| Front-end source files |
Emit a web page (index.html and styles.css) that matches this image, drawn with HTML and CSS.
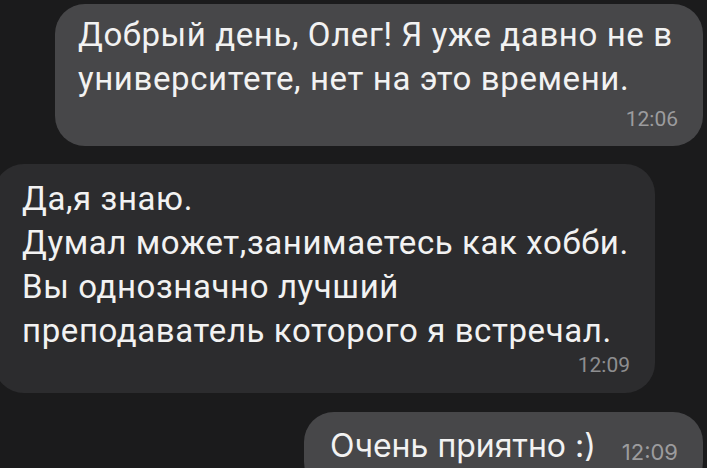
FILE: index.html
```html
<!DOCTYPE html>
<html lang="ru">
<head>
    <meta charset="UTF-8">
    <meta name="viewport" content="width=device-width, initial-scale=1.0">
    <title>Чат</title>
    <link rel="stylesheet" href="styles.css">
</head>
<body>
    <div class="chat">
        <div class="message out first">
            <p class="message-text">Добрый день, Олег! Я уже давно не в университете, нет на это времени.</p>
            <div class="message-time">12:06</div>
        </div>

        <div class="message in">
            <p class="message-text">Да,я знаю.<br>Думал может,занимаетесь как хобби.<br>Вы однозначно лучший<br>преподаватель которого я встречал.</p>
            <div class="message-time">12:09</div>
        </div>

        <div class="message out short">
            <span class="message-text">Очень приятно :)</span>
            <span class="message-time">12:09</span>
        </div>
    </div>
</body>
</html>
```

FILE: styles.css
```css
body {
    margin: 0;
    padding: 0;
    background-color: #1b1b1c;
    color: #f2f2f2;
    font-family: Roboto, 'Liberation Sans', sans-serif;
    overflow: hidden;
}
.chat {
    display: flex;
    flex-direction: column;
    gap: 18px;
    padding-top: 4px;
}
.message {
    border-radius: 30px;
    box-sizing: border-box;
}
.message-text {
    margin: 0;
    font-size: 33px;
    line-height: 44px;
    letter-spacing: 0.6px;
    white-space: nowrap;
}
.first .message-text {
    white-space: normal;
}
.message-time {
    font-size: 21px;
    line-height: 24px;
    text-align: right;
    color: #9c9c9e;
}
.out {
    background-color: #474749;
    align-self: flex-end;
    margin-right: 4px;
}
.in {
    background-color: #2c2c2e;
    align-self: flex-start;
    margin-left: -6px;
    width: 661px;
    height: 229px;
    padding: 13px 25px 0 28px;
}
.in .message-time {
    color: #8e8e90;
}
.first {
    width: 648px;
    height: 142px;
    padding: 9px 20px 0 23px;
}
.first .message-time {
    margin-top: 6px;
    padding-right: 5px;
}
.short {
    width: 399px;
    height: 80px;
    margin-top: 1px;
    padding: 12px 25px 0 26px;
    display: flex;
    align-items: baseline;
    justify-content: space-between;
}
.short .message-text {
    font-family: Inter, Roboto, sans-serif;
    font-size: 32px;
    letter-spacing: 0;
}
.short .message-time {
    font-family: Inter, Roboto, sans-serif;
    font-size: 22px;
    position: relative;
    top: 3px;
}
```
* * *
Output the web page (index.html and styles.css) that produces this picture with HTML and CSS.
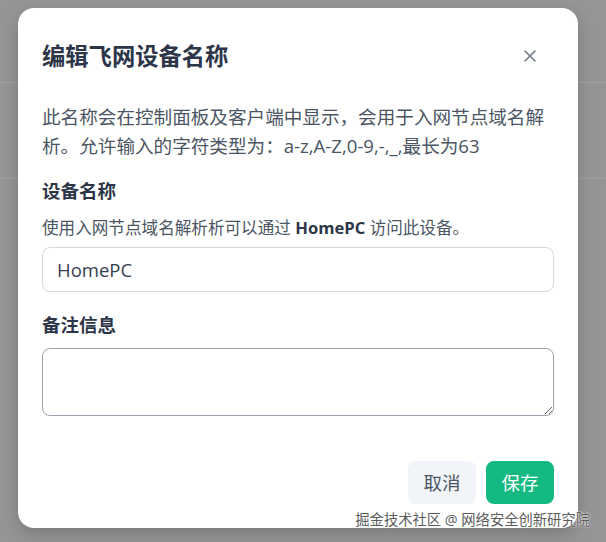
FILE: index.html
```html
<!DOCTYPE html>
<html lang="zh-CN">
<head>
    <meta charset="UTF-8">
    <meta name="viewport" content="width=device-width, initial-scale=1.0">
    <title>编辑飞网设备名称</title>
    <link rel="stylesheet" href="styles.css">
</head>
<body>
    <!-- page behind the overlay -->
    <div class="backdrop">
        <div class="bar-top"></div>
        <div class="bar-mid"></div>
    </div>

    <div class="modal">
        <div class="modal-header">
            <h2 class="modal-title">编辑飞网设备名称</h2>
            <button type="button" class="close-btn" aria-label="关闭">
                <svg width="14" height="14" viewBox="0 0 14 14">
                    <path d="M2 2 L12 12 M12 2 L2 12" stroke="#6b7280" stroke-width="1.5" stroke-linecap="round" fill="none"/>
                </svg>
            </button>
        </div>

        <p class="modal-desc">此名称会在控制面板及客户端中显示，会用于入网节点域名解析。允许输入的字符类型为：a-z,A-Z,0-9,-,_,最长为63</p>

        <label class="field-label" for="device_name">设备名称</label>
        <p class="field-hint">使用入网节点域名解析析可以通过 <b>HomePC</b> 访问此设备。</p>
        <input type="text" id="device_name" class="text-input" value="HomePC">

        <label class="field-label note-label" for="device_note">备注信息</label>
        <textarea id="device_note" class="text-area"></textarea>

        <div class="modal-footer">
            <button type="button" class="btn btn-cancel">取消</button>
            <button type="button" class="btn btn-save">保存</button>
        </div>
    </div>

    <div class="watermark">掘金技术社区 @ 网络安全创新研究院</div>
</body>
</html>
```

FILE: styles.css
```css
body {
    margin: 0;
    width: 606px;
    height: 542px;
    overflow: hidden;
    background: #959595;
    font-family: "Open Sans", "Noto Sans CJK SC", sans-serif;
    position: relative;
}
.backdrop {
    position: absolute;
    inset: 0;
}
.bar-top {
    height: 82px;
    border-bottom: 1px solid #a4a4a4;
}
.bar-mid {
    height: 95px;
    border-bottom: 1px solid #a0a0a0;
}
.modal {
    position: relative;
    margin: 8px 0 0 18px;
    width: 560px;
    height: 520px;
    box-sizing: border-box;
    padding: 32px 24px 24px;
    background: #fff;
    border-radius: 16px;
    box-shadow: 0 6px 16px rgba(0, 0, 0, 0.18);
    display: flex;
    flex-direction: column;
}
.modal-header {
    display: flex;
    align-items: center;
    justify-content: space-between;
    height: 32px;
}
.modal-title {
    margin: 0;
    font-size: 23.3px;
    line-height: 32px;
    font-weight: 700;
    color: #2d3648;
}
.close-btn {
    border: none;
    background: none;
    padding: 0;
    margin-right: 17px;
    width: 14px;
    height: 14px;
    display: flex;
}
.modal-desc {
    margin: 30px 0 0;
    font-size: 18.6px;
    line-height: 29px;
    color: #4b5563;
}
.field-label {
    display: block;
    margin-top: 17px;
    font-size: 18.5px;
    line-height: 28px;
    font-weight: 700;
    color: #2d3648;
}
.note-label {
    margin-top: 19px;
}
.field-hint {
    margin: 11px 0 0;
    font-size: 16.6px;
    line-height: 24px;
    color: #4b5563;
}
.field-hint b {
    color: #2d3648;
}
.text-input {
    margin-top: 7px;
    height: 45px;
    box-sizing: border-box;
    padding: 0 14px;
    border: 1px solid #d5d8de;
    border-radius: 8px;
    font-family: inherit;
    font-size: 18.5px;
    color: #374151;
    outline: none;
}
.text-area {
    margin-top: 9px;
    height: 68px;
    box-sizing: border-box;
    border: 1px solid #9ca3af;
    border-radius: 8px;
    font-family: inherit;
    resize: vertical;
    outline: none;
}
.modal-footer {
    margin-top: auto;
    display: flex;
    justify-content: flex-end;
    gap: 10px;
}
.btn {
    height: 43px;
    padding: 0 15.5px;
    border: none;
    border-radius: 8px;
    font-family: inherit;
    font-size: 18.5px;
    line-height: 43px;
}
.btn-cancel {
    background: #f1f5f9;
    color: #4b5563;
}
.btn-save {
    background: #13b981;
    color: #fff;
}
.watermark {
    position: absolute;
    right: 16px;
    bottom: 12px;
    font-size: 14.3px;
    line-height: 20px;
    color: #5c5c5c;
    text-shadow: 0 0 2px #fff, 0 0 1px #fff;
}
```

| Task to carry out |
Pick out each line containing "this" and report it.

| Response to the exercise |
Emit a web page (index.html and styles.css) that matches this image, drawn with HTML and CSS.
Output the web page (index.html and styles.css) that produces this picture with HTML and CSS.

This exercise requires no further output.